**SET EXERCISE:** Extract each line from the entries below that has the string "styles" in it.

(Code that builds pages)
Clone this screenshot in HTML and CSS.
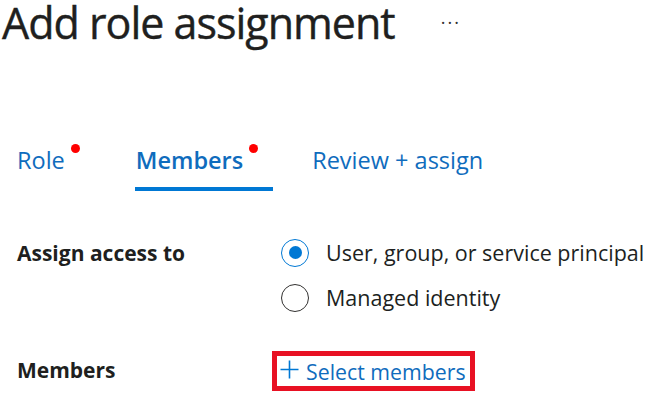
FILE: index.html
```html
<!DOCTYPE html>
<html>
<head>
<meta charset="utf-8">
<link rel="stylesheet" href="styles.css">
</head>
<body>
<div class="page">
  <header class="header">
    <h1 class="title">Add role assignment</h1>
    <span class="more">···</span>
  </header>
  <nav class="tabs">
    <a class="tab tab-role"><span>Role</span><i class="dot"></i></a>
    <a class="tab tab-members active"><span>Members</span><i class="dot"></i></a>
    <a class="tab tab-review"><span>Review + assign</span></a>
  </nav>
  <div class="form">
    <div class="row">
      <div class="label">Assign access to</div>
      <div class="options">
        <label class="radio checked"><span class="circle"></span>User, group, or service principal</label>
        <label class="radio"><span class="circle"></span>Managed identity</label>
      </div>
    </div>
    <div class="row members-row">
      <div class="label">Members</div>
      <div class="select-box">
        <a class="select-link"><svg class="plus" width="19" height="19" viewBox="0 0 19 19"><path d="M9.5 0.5V18.5M0.5 9.5H18.5" stroke="#0078d4" stroke-width="1.6" fill="none"/></svg>Select members</a>
      </div>
    </div>
  </div>
</div>
</body>
</html>
```
FILE: styles.css
```css
html, body {
  margin: 0;
  padding: 0;
  background: #fff;
}
body {
  font-family: "Open Sans", "Noto Sans", sans-serif;
  color: #323130;
}
.page {
  width: 649px;
  height: 397px;
  overflow: hidden;
}
.header {
  display: flex;
  align-items: center;
  gap: 46px;
  padding-left: 2px;
  height: 46px;
}
.title {
  margin: 0;
  font-weight: 400;
  font-size: 43px;
  line-height: 46px;
  color: #201f1e;
  letter-spacing: -1px;
  -webkit-text-stroke: 0.4px #201f1e;
}
.more {
  font-size: 18px;
  color: #323130;
  letter-spacing: 2px;
  margin-top: -2px;
}
.tabs {
  display: flex;
  margin-top: 96px;
  padding-left: 17px;
}
.tab {
  position: relative;
  display: flex;
  font-size: 23.5px;
  color: #0f6cbd;
  height: 49px;
  line-height: 36px;
}
.tab-members {
  margin-left: 71px;
  font-weight: 600;
  padding-right: 30px;
}
.tab-review { margin-left: 39px; }
.tab-members::after {
  content: "";
  position: absolute;
  left: -1px;
  right: 0;
  bottom: 0;
  height: 4px;
  background: #0078d4;
}
.dot {
  position: absolute;
  width: 9px;
  height: 9px;
  border-radius: 50%;
  background: #f00;
  top: 2px;
}
.tab-role .dot { right: -15px; }
.tab-members .dot { right: 15px; }
.form {
  padding-left: 17px;
  margin-top: 44px;
}
.row {
  display: grid;
  grid-template-columns: 264px 1fr;
}
.label {
  font-weight: 700;
  font-size: 21px;
  color: #201f1e;
  line-height: 40px;
  margin-top: -2px;
}
.options {
  display: flex;
  flex-direction: column;
  gap: 10px;
}
.radio {
  display: flex;
  align-items: center;
  gap: 17px;
  font-size: 21.5px;
  line-height: 35px;
  color: #201f1e;
}
.circle {
  width: 26px;
  height: 26px;
  border: 1.5px solid #323130;
  border-radius: 50%;
  box-sizing: content-box;
  display: flex;
  align-items: center;
  justify-content: center;
  flex: none;
}
.radio.checked .circle { border-color: #0078d4; }
.radio.checked .circle::after {
  content: "";
  width: 13px;
  height: 13px;
  border-radius: 50%;
  background: #0078d4;
}
.members-row {
  margin-top: 36px;
  align-items: center;
}
.select-box {
  margin-left: -9px;
  width: 190px;
  height: 30px;
  border: 5px solid #e81123;
  display: flex;
  align-items: center;
  padding-left: 3px;
}
.select-link {
  display: flex;
  align-items: center;
  gap: 7px;
  font-size: 21.3px;
  color: #0f6cbd;
  white-space: nowrap;
}
.plus { margin-top: -3px; flex: none; }
```
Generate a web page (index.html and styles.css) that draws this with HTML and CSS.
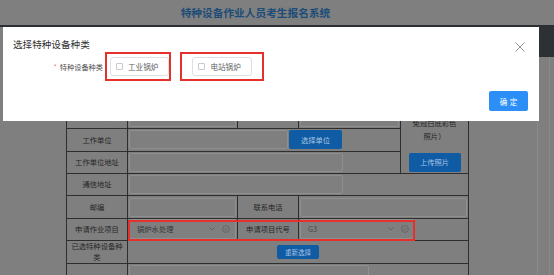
FILE: index.html
```html
<!DOCTYPE html>
<html lang="zh-CN">
<head>
    <meta charset="UTF-8">
    <meta name="viewport" content="width=device-width, initial-scale=1.0">
    <title>特种设备作业人员考生报名系统</title>
    <link rel="stylesheet" href="styles.css">
</head>
<body>
    <div class="header">特种设备作业人员考生报名系统</div>

    <div class="page">
        <div class="main">
            <table class="form-table">
                <colgroup>
                    <col class="col-label">
                    <col class="col-value">
                    <col class="col-label">
                    <col class="col-value2">
                    <col class="col-photo">
                </colgroup>
                <tr>
                    <td class="lbl">身份证号</td>
                    <td><div class="ipt"></div></td>
                    <td class="lbl">出生日期</td>
                    <td><div class="ipt"></div></td>
                    <td class="photo" rowspan="4">
                        <div class="photo-tip">（请上传一寸<br>免冠白底彩色<br>照片）</div>
                        <button class="btn-blue btn-photo">上传照片</button>
                    </td>
                </tr>
                <tr>
                    <td class="lbl">文化程度</td>
                    <td><div class="ipt"></div></td>
                    <td class="lbl">手机号码</td>
                    <td><div class="ipt"></div></td>
                </tr>
                <tr>
                    <td class="lbl">工作单位</td>
                    <td colspan="3">
                        <div class="unit-field">
                            <div class="ipt ipt-unit"></div>
                            <button class="btn-blue btn-unit">选择单位</button>
                        </div>
                    </td>
                </tr>
                <tr>
                    <td class="lbl">工作单位地址</td>
                    <td colspan="3"><div class="ipt ipt-addr"></div></td>
                </tr>
                <tr>
                    <td class="lbl">通信地址</td>
                    <td colspan="4"><div class="ipt ipt-addr"></div></td>
                </tr>
                <tr>
                    <td class="lbl">邮编</td>
                    <td><div class="ipt"></div></td>
                    <td class="lbl">联系电话</td>
                    <td colspan="2"><div class="ipt"></div></td>
                </tr>
                <tr>
                    <td class="lbl">申请作业项目</td>
                    <td class="sel-cell">
                        <div class="sel">
                            <span class="sel-text">锅炉水处理</span>
                            <svg class="sel-arrow" viewBox="0 0 6 4"><path d="M0.5 0.5 L3 3 L5.5 0.5" fill="none" stroke="#5c5c5c" stroke-width="0.8"/></svg>
                            <svg class="sel-clear" viewBox="0 0 8 8"><circle cx="4" cy="4" r="3.4" fill="none" stroke="#5c5c5c" stroke-width="0.7"/><path d="M2.4 4.1 L3.6 5.2 L5.6 3" fill="none" stroke="#5c5c5c" stroke-width="0.7"/></svg>
                        </div>
                        <div class="annot"></div>
                    </td>
                    <td class="lbl">申请项目代号</td>
                    <td colspan="2">
                        <div class="sel sel-code">
                            <span class="sel-text">G3</span>
                            <svg class="sel-arrow" viewBox="0 0 6 4"><path d="M0.5 0.5 L3 3 L5.5 0.5" fill="none" stroke="#5c5c5c" stroke-width="0.8"/></svg>
                            <svg class="sel-clear" viewBox="0 0 8 8"><circle cx="4" cy="4" r="3.4" fill="none" stroke="#5c5c5c" stroke-width="0.7"/><path d="M2.4 4.1 L3.6 5.2 L5.6 3" fill="none" stroke="#5c5c5c" stroke-width="0.7"/></svg>
                        </div>
                    </td>
                </tr>
                <tr>
                    <td class="lbl">已选特种设备种类</td>
                    <td colspan="4"><button class="btn-blue btn-small">重新选择</button></td>
                </tr>
                <tr>
                    <td class="lbl"></td>
                    <td colspan="4"><div class="ipt ipt-last"></div></td>
                </tr>
            </table>
        </div>
        <div class="side">
            <div class="side-top"></div>
            <div class="side-rest"></div>
        </div>
    </div>

    <!-- 选择特种设备种类弹窗 -->
    <div class="modal">
        <div class="modal-header">
            <span class="modal-title">选择特种设备种类</span>
            <svg class="modal-close" viewBox="0 0 10 10"><path d="M0.5 0.5 L9.5 9.5 M9.5 0.5 L0.5 9.5" stroke="#909399" stroke-width="1"/></svg>
        </div>
        <div class="modal-body">
            <div class="field-label"><span class="req">*</span>特种设备种类</div>
            <div class="mark">
                <label class="cb-item"><span class="cb-box"></span>工业锅炉</label>
            </div>
            <div class="mark mark-wide">
                <label class="cb-item"><span class="cb-box"></span>电站锅炉</label>
            </div>
        </div>
        <div class="modal-footer">
            <button class="btn-ok">确定</button>
        </div>
    </div>
</body>
</html>
```

FILE: styles.css
```css
/* Estilos generales */
* {
    margin: 0;
    padding: 0;
    box-sizing: border-box;
}

html, body {
    height: 100%;
}

body {
    font-family: "Noto Sans CJK SC", "Noto Sans", sans-serif;
    background-color: #7f7f7f;
    overflow: hidden;
    position: relative;
}

button {
    font-family: inherit;
    border: none;
    outline: none;
    cursor: pointer;
}

/* Cabecera */
.header {
    height: 27px;
    line-height: 25px;
    border-bottom: 2px solid #2b2e33;
    padding-right: 43px;
    text-align: center;
    font-size: 10.7px;
    font-weight: bold;
    color: #1c4c78;
}

.page {
    display: flex;
    height: calc(100% - 27px);
}

.main {
    flex: 1;
    border-right: 1px solid #8c8c8c;
    padding: 56.4px 0 0 66px;
}

.side {
    width: 16px;
    display: flex;
    flex-direction: column;
}

.side-top {
    height: 30px;
    margin-left: 1px;
    background-color: #2d3035;
}

.side-rest {
    flex: 1;
    margin-left: 11px;
    border-left: 1px solid #8a8a8a;
}

/* Tabla del formulario */
.form-table {
    border-collapse: collapse;
    table-layout: fixed;
    width: 402px;
}

.col-label { width: 61px; }
.col-value { width: 110px; }
.col-value2 { width: 102px; }
.col-photo { width: 68px; }

.form-table tr {
    height: 22.4px;
}

.form-table td {
    border: 1px solid #2e2e2e;
    padding: 0 1px;
    vertical-align: middle;
    font-size: 7.3px;
    line-height: 10.5px;
    color: #262626;
}

.form-table td.lbl {
    padding: 0 3px;
    text-align: center;
}

.ipt {
    height: 19px;
    border: 1px solid #8f8f8f;
    border-radius: 2px;
}

.ipt-unit { width: 159px; }
.ipt-addr { width: 214px; }
.ipt-last { width: 240px; }

.unit-field {
    display: flex;
    gap: 1px;
}

.btn-blue {
    display: block;
    height: 19px;
    background-color: #0f5ba4;
    color: #a8c4e2;
    font-size: 7.3px;
    border-radius: 2px;
    text-align: center;
}

.btn-unit { width: 53px; }

.btn-photo {
    width: 52px;
    margin: 0 auto;
}

.btn-small {
    width: 42px;
    height: 14px;
    margin: 0 auto;
    font-size: 6.5px;
}

.form-table td.photo {
    vertical-align: bottom;
    text-align: center;
    padding-bottom: 1px;
}

.photo-tip {
    line-height: 13px;
    margin-bottom: 10px;
}

/* Selectores */
.sel {
    display: flex;
    align-items: center;
    height: 20px;
    border: 1px solid #8f8f8f;
    border-radius: 2px;
    padding: 0 5px 0 7px;
    color: #363636;
}

.sel-code {
    width: 115px;
    color: #4a4a4a;
}

.sel-text {
    flex: 1;
}

.sel-arrow {
    width: 6px;
    height: 4px;
    margin-right: 7px;
}

.sel-clear {
    width: 8px;
    height: 8px;
}

.sel-cell {
    position: relative;
}

/* Marca roja de anotación */
.annot {
    position: absolute;
    left: 0;
    top: 1px;
    width: 287px;
    height: 21px;
    border: 2px solid #e5312b;
}

/* Modal */
.modal {
    position: absolute;
    top: 27px;
    left: 3px;
    width: 536px;
    height: 94px;
    background-color: #fff;
    display: flex;
    flex-direction: column;
}

.modal-header {
    display: flex;
    justify-content: space-between;
    align-items: flex-start;
    padding: 10px 14px 0 10px;
}

.modal-title {
    font-size: 9.6px;
    line-height: 14px;
    color: #303133;
}

.modal-close {
    width: 10px;
    height: 10px;
    margin-top: 5px;
}

.modal-body {
    display: flex;
    align-items: center;
}

.field-label {
    flex: none;
    width: 100px;
    text-align: right;
    font-size: 7.2px;
    line-height: 10px;
    color: #4d4d4d;
}

.req {
    color: #f56c6c;
    margin-right: 3px;
}

.mark {
    margin-left: 2px;
    padding: 3px 0 3px 3px;
    border: 2px solid #e5312b;
}

.mark-wide {
    margin-left: 9px;
    padding: 3px 10px;
}

.cb-item {
    display: flex;
    align-items: center;
    height: 19px;
    padding: 0 10px 0 5px;
    border: 1px solid #dcdfe6;
    border-radius: 3px;
    font-size: 7.6px;
    color: #606266;
}

.cb-box {
    width: 7px;
    height: 7px;
    margin-right: 5px;
    border: 1px solid #c6c9cf;
    border-radius: 1px;
    background-color: #fff;
}

.modal-footer {
    margin-top: auto;
    display: flex;
    justify-content: flex-end;
    padding: 0 11px 10px;
}

.btn-ok {
    width: 39px;
    height: 20px;
    padding-left: 2.5px;
    background-color: #2b8ff7;
    color: #fff;
    font-size: 7.5px;
    letter-spacing: 2.5px;
    border-radius: 2px;
}
```
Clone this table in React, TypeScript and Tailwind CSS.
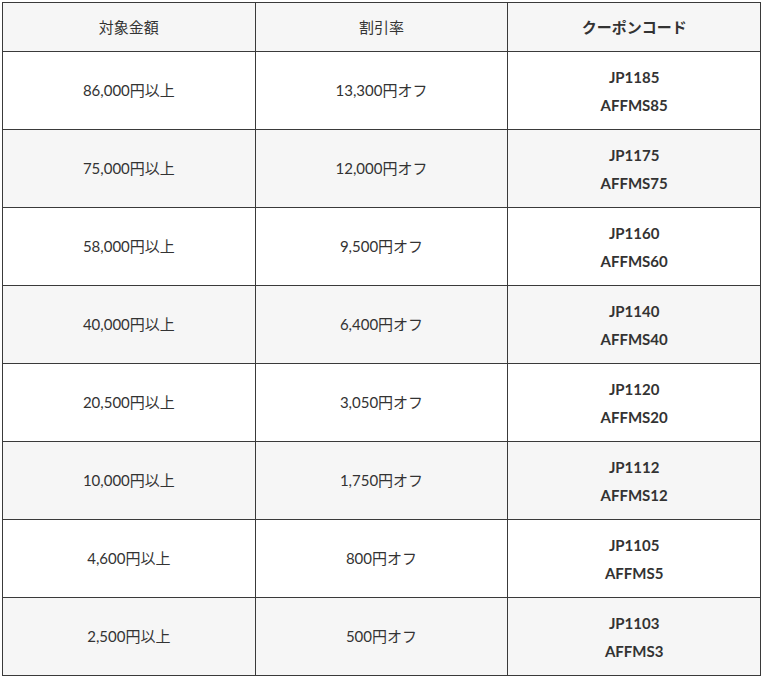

**THE REPLY:**
<link rel="stylesheet" href="styles.css">
FILE: styles.css
Generate a web page (index.html and styles.css) that draws this with HTML and CSS.
    <link rel="stylesheet" href="styles.css">
FILE: styles.css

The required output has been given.